She turned to the topic of our checked luggage. "Did we want it brought to us right now so we'd have it this evening?" she asked. All of us agreed that it would be nice. "Not a problem. You have to head down one level to Ground Transport for your vouchers, and the baggage claim is right there. Your belongings will be on belt number seven."
We went down to the lower level. Our bags weren't on belt number seven, but then again... hardly anyone's bags seemed to be there. We shrugged and assumed they'll be along shortly. In the mean time, we spoke to Kirsten at the SAS desk down there. She came across as rather dour and cold (although, compared to the delightful Charlotte even Katie Couric might seem a bit stoic) but was able to sort out our paperwork and handle everything we needed in relatively short order. "So, you've claimed your bags from the belt then?" she asked at the conclusion of our exchange.
"Uhm, no," we responded. With quizzical looks on our faces we asked her if it looked like we had our bags. "Well, they should have been on belt seven just behind you." We looked over our shoulders...
Now, there were virtuallyno bags on belt number seven. Or any other belt, for that matter. We were at a severe arrival lull in the airport's schedule (it was past the morning rush but before the midday flights at this point) and the room was fast becoming deserted.
Kirsten was at a loss as to what could have happened. She placed additional calls to other staffers at various extensions. When i inquired if there was any chance our bags had never been removed from SK 909, she immediately responded, "No. That can not happen. Planes are not allowed to fly with luggage if the passenger isn't on the flight." Well, "duh, lady" i thought to myself... that's only rule #1 for anti-terrorism planning.
As the three of us sat and waited on a bench, a number of SAS ground crew and baggage throwers appeared and disappeared. Some spoke to us, asking if we were sure that none of the items on the belts were our bags. At one point i all but lost it and blurted out, "You're right... the two small backpacks and the baby stroller that we've seen trundle past us fifty times now actually are our bags. We just didn't notice them until you pointed them out! Thanks, buddy!" Eventually, i resorted to pulling up a DEFCON photo showing my cases on the curb at the Riviera so as to indicate to these employees exactly the size and scope of the missing items. These aren't pieces of luggage that slip off a cart and go unnoticed or get mixed in with a pile of similar-looking generic Samsonites.
I asked each new person that spoke with the same question... could our luggage be on the originally-scheduled flight. Each person kept asserting "no way" with greater and greater fervor. And yet, in spite of all their assurances, no one could find our luggage. CPH airport is large, but it's not infinite. There simply weren't that many places our luggage could be. After nearly two hours, i was certain something was very wrong.

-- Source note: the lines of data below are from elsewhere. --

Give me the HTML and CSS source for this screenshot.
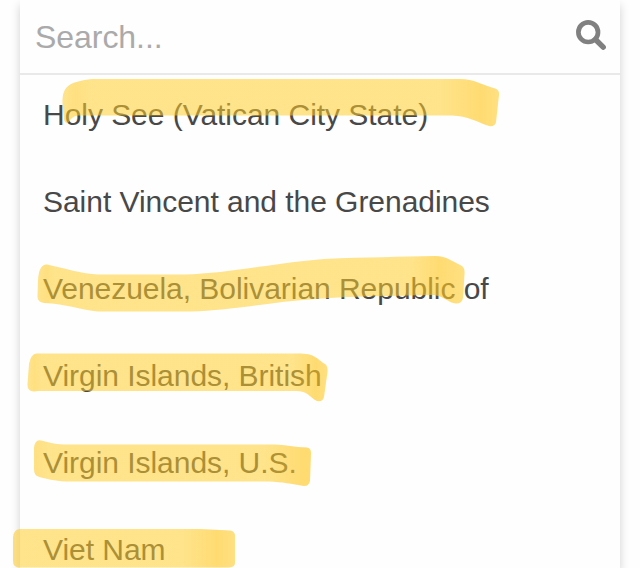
FILE: index.html
```html
<!DOCTYPE html>
<html lang="en">

<head>
    <meta charset="UTF-8">
    <meta name="viewport" content="width=device-width, initial-scale=1.0">
    <title>Country Search</title>
    <link rel="stylesheet" href="styles.css">
</head>

<body>

    <div class="dropdown">
        <div class="search">
            <span class="placeholder">Search...</span>
            <svg class="search-icon" viewBox="0 0 30 30">
                <circle cx="12.2" cy="12.2" r="9.8" />
                <path class="handle" d="M19.5 19.5L27.2 27.2" />
            </svg>
        </div>
        <ul class="countries">
            <li>Holy See (Vatican City State)</li>
            <li>Saint Vincent and the Grenadines</li>
            <li>Venezuela, Bolivarian Republic of</li>
            <li>Virgin Islands, British</li>
            <li>Virgin Islands, U.S.</li>
            <li>Viet Nam</li>
        </ul>
    </div>

    <!-- Highlighter strokes over the list -->
    <svg class="marker" viewBox="0 0 640 568">
        <defs>
            <linearGradient id="m1" gradientUnits="userSpaceOnUse" x1="62" x2="499" y1="0" y2="0">
                <stop offset="0" class="light" /><stop offset="0.03" class="mid" /><stop offset="0.07" class="light" />
                <stop offset="0.86" class="light" /><stop offset="0.96" class="dark" /><stop offset="1" class="mid" />
            </linearGradient>
            <linearGradient id="m2" gradientUnits="userSpaceOnUse" x1="37" x2="465" y1="0" y2="0">
                <stop offset="0" class="light" /><stop offset="0.025" class="mid" /><stop offset="0.04" class="light" />
                <stop offset="0.87" class="light" /><stop offset="0.94" class="dark" /><stop offset="1" class="mid" />
            </linearGradient>
            <linearGradient id="m3" gradientUnits="userSpaceOnUse" x1="27" x2="328" y1="0" y2="0">
                <stop offset="0" class="light" /><stop offset="0.025" class="mid" /><stop offset="0.05" class="light" />
                <stop offset="0.88" class="light" /><stop offset="0.96" class="dark" /><stop offset="1" class="mid" />
            </linearGradient>
            <linearGradient id="m4" gradientUnits="userSpaceOnUse" x1="33" x2="311" y1="0" y2="0">
                <stop offset="0" class="mid" /><stop offset="0.06" class="light" />
                <stop offset="0.83" class="light" /><stop offset="0.97" class="dark" />
            </linearGradient>
            <linearGradient id="m5" gradientUnits="userSpaceOnUse" x1="12" x2="235" y1="0" y2="0">
                <stop offset="0" class="mid" /><stop offset="0.05" class="light" />
                <stop offset="0.76" class="light" /><stop offset="0.92" class="dark" /><stop offset="1" class="mid" />
            </linearGradient>
        </defs>
        <path fill="url(#m1)" d="M62.500 104C62 85 70 82 92 79H460C474 79 482 85 495 88.500Q499.500 90 499 95L496 122Q495 127 489 126C477 122 468 116 452 115.500H78Q72 116 69 122Q66 125 64 120Z" />
        <path fill="url(#m2)" d="M38 280Q39 264 47 264.500C64 268 82 274 98 274.500H184C226 274 266 264 324 259C368 257 400 257 435 256C447 256 453 262 461 265.500Q465 267 464.500 274L463 298Q462 303.500 456 303.500C448 303 446 297 434 295C390 296 350 296 316 299C276 301 230 311 190 311.500H98C82 310 66 304 44 303Q37 302 37.500 296Z" />
        <path fill="url(#m3)" d="M29 364Q31 353 37 353.500H301C316 354 318 360 325 364Q328 366 327.500 372L324 397Q323 402 317 401C309 397 308 391 296 391H38L34 391.500Q27 391 27.500 384Z" />
        <path fill="url(#m4)" d="M34 448Q35 439 41 440.500C48 442 53 444 64 444.500H274C286 445 294 447 307 447.500Q311 448 311 453L310 481Q309 486 304 486C292 484 282 482 269 481.500H66C54 481 47 479 38 476.500Q34 475 34 469Z" />
        <path fill="url(#m5)" d="M13 537Q14 529 20 529H200L230 530.500Q235 531 235 536V563Q235 567 229 567.500H19Q13 567 13 561Z" />
    </svg>

</body>

</html>
```
FILE: styles.css
```css
* {
    box-sizing: border-box;
}

body {
    margin: 0;
    height: 568px;
    overflow: hidden;
    position: relative;
    background-color: #fefefe;
    font-family: "Liberation Sans", Arial, sans-serif;
    font-size: 30px;
    color: #484848;
}

.dropdown {
    display: flex;
    flex-direction: column;
    width: 600px;
    height: 568px;
    margin-left: 20px;
    background-color: #fefefe;
    box-shadow: 0 5px 9px rgba(0, 0, 0, 0.18);
}

.search {
    display: flex;
    flex: none;
    align-items: center;
    justify-content: space-between;
    height: 75px;
    padding: 2px 14px 0 15px;
    border-bottom: 2px solid #e9e9e9;
}

.placeholder {
    font-size: 32px;
    letter-spacing: -0.05px;
    color: #aaa;
}

.search-icon {
    width: 30px;
    height: 30px;
    margin-bottom: 5px;
    fill: none;
    stroke: #808080;
    stroke-width: 4.7;
}

.search-icon .handle {
    stroke-width: 5.4;
    stroke-linecap: round;
}

.countries {
    flex: 1;
    min-height: 0;
    margin: 0;
    padding: 0;
    overflow: hidden;
    list-style: none;
}

.countries li {
    display: flex;
    align-items: center;
    height: 87px;
    padding: 0 23px 8px;
    letter-spacing: -0.04px;
    white-space: nowrap;
}

.countries li:last-child {
    height: 79px;
    padding-bottom: 0;
}

.marker {
    position: absolute;
    top: 0;
    left: 0;
    width: 640px;
    height: 568px;
    filter: blur(0.7px);
}

.light {
    stop-color: #ffcd2a;
    stop-opacity: 0.54;
}

.mid {
    stop-color: #ffca26;
    stop-opacity: 0.58;
}

.dark {
    stop-color: #ffc722;
    stop-opacity: 0.64;
}
```
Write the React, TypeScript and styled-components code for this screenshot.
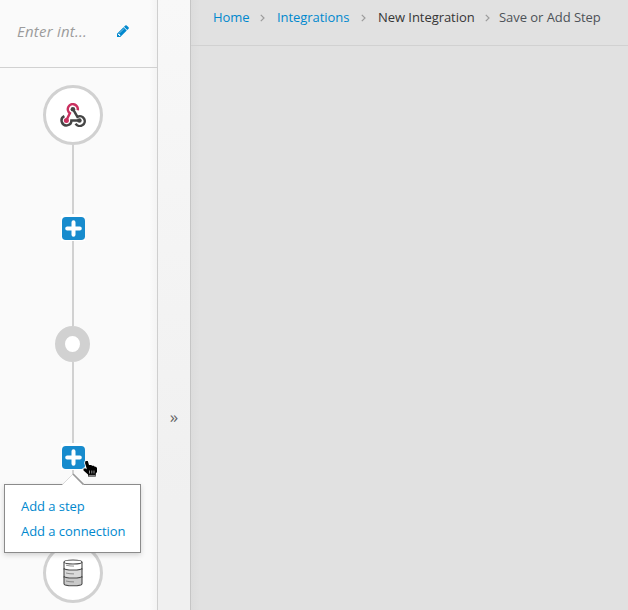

Finally, we were approached by a fellow wearing a proper, full suit. It was then that i knew the shit had probably hit the fan completely. His name was Christopher Norris, and his "Supervisor" nametag seemed a bit more commanding than all of the others we'd seen that day. "We have found your luggage," he stated dryly.
I wasn't even wearing a watch, but for dramatic effect i pulled back the sleeve of my sweater and pretended to look at my forearm and do a little math in my head. "Let me guess," i stated, "it's somewhere over Iceland right about now?"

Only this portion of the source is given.